DATA IN THIS EXERCISE:

* begin *

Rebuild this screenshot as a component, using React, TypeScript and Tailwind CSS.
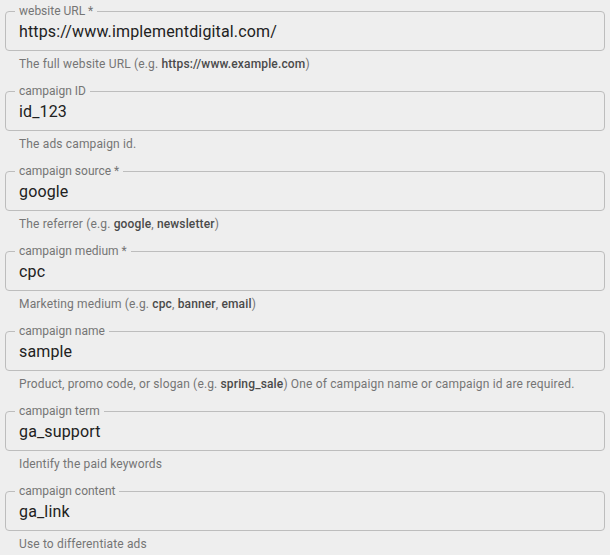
import type { ReactNode } from 'react'

type Field = {
    label: string
    value: string
    help: ReactNode
}

const fields: Field[] = [
    {
        label: 'website URL *',
        value: 'https://www.implementdigital.com/',
        help: <>The full website URL (e.g. <b>https://www.example.com</b>)</>,
    },
    { label: 'campaign ID', value: 'id_123', help: 'The ads campaign id.' },
    {
        label: 'campaign source *',
        value: 'google',
        help: <>The referrer (e.g. <b>google</b>, <b>newsletter</b>)</>,
    },
    {
        label: 'campaign medium *',
        value: 'cpc',
        help: <>Marketing medium (e.g. <b>cpc</b>, <b>banner</b>, <b>email</b>)</>,
    },
    {
        label: 'campaign name',
        value: 'sample',
        help: (
            <>
                Product, promo code, or slogan (e.g. <b>spring_sale</b>) One of campaign name or campaign id are
                required.
            </>
        ),
    },
    { label: 'campaign term', value: 'ga_support', help: 'Identify the paid keywords' },
    { label: 'campaign content', value: 'ga_link', help: 'Use to differentiate ads' },
]

function TextField({ label, value, help }: Field) {
    return (
        <div className="mb-[13px]">
            <fieldset className="mx-[5px] border border-[#bdbdbd] rounded-[4px] pl-[9px] pr-3 pb-[9px]">
                <legend className="px-1 text-[12px] leading-[14px] text-[#757575]">{label}</legend>
                <div className="pl-1 pt-[4px] text-[16px] leading-[19px] tracking-[0.15px] text-[#212121]">{value}</div>
            </fieldset>
            <p className="mt-[6px] pl-[19px] text-[12px] leading-[14px] tracking-[0.15px] text-[#757575] [&_b]:font-medium [&_b]:text-[#4a4a4a]">
                {help}
            </p>
        </div>
    )
}

export default function App() {
    return (
        <div className="min-h-screen bg-[#eeeeee] pt-1 font-['Roboto',sans-serif]">
            {fields.map(f => (
                <TextField key={f.label} {...f} />
            ))}
        </div>
    )
}
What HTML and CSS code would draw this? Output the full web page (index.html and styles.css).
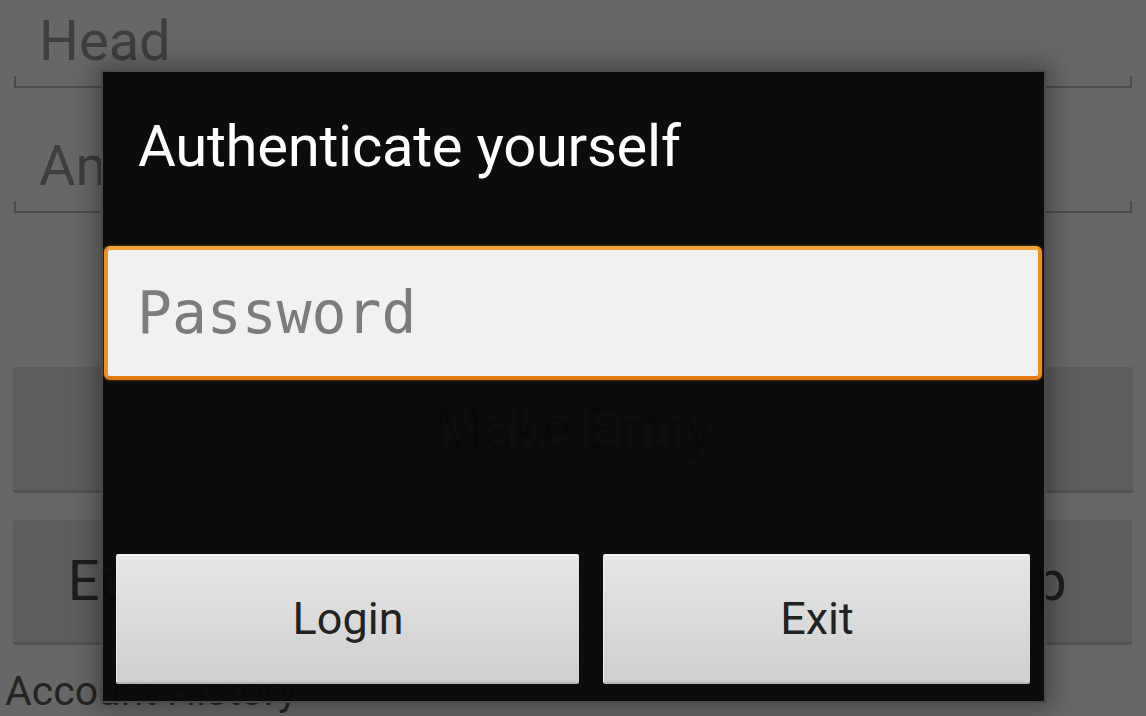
FILE: index.html
```html
<!DOCTYPE html>
<html lang="en">
<head>
<meta charset="utf-8">
<title>Authenticate yourself</title>
<link rel="stylesheet" href="styles.css">
</head>
<body>
<div class="screen">
  <div class="field field-first">
    <div class="field-text">Head</div>
    <div class="field-line"></div>
  </div>
  <div class="field field-second">
    <div class="field-text">Amount</div>
    <div class="field-line"></div>
  </div>
  <div class="bg-btn bg-btn-wide">Make Entry</div>
  <div class="bg-row">
    <div class="bg-btn bg-btn-a">Edit Heads</div>
    <div class="bg-btn bg-btn-c">Backup</div>
  </div>
  <div class="bg-label">Account History</div>
</div>

<div class="dialog">
  <div class="dialog-title">Authenticate yourself</div>
  <div class="pw-field"><span class="pw-hint">Password</span></div>
  <div class="dialog-buttons">
    <div class="dlg-btn dlg-btn-login">Login</div>
    <div class="dlg-btn dlg-btn-exit">Exit</div>
  </div>
</div>
</body>
</html>
```

FILE: styles.css
```css
html, body {
  margin: 0;
  padding: 0;
}
body {
  width: 1146px;
  height: 716px;
  overflow: hidden;
  background: #676767;
  font-family: Roboto, "Open Sans", "Liberation Sans", sans-serif;
  position: relative;
}

.screen {
  display: flex;
  flex-direction: column;
  padding: 0 13px;
}

.field {
  display: flex;
  flex-direction: column;
  margin: 0 1px;
}
.field-first { padding-top: 8px; }
.field-second { padding-top: 45px; }

.field-text {
  font-size: 56px;
  line-height: 66px;
  height: 66px;
  color: #3e3e3e;
  padding-left: 25px;
}
.field-line {
  margin-top: 2px;
  height: 10px;
  border: 2px solid #4c4c4c;
  border-top: none;
}

.bg-btn {
  display: flex;
  align-items: center;
  justify-content: center;
  background: #5d5d5d;
  border-bottom: 3px solid #525252;
  box-sizing: border-box;
  color: #1c1c1c;
  font-size: 56px;
  line-height: 66px;
  border-radius: 2px;
}
.bg-btn-wide {
  margin-top: 154px;
  height: 126px;
}
.bg-row {
  display: flex;
  justify-content: space-between;
  margin-top: 27px;
  height: 125px;
  padding-right: 1px;
}
.bg-row .bg-btn { height: 125px; }
.bg-btn-a { flex: 0 0 379px; }
.bg-btn-c { flex: 0 0 316px; }

.bg-label {
  margin-top: 22px;
  margin-left: -8px;
  font-size: 41px;
  line-height: 48px;
  color: #242424;
}

/* Overlay dialog */
.dialog {
  position: absolute;
  left: 101px;
  top: 70px;
  width: 941px;
  height: 629px;
  border: 2px solid #4a4a4a;
  background: rgba(9, 9, 9, 0.968);
  box-shadow: 0 0 22px 6px rgba(0, 0, 0, 0.32);
  display: flex;
  flex-direction: column;
}

.dialog-title {
  padding: 40px 0 0 35px;
  font-size: 58px;
  line-height: 68px;
  height: 68px;
  color: #ffffff;
  letter-spacing: -0.3px;
}

.pw-field {
  margin: 66px 2px 0 1px;
  height: 134px;
  box-sizing: border-box;
  border: 4px solid #ee8f22;
  border-top-color: #f4a232;
  border-bottom-color: #e27b12;
  border-radius: 6px;
  background: #f1f1f1;
  display: flex;
  align-items: center;
  padding-left: 29px;
  box-shadow: 0 0 3px rgba(240, 140, 30, 0.5);
}
.pw-hint {
  font-family: "DejaVu Sans Mono", "Liberation Mono", monospace;
  font-size: 58px;
  line-height: 66px;
  color: #7c7c7c;
}

.dialog-buttons {
  margin-top: 174px;
  display: flex;
  gap: 24px;
  padding: 0 14px 0 13px;
}
.dlg-btn {
  height: 130px;
  box-sizing: border-box;
  display: flex;
  align-items: center;
  justify-content: center;
  font-size: 45px;
  line-height: 52px;
  color: #222222;
  background: linear-gradient(#e6e6e6, #cfcfcf);
  border-top: 2px solid #f2f2f2;
  border-left: 1px solid #ececec;
  border-bottom: 2px solid #b4b4b4;
  border-radius: 2px;
}
.dlg-btn-login { flex: 0 0 463px; }
.dlg-btn-exit { flex: 0 0 427px; }
```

* end *

GIVEN INSTRUCTION: Check every line of the entries above for the word "code" and report how many lines contain it, giving the number only.

RESPONSE TO THIS EXERCISE: 2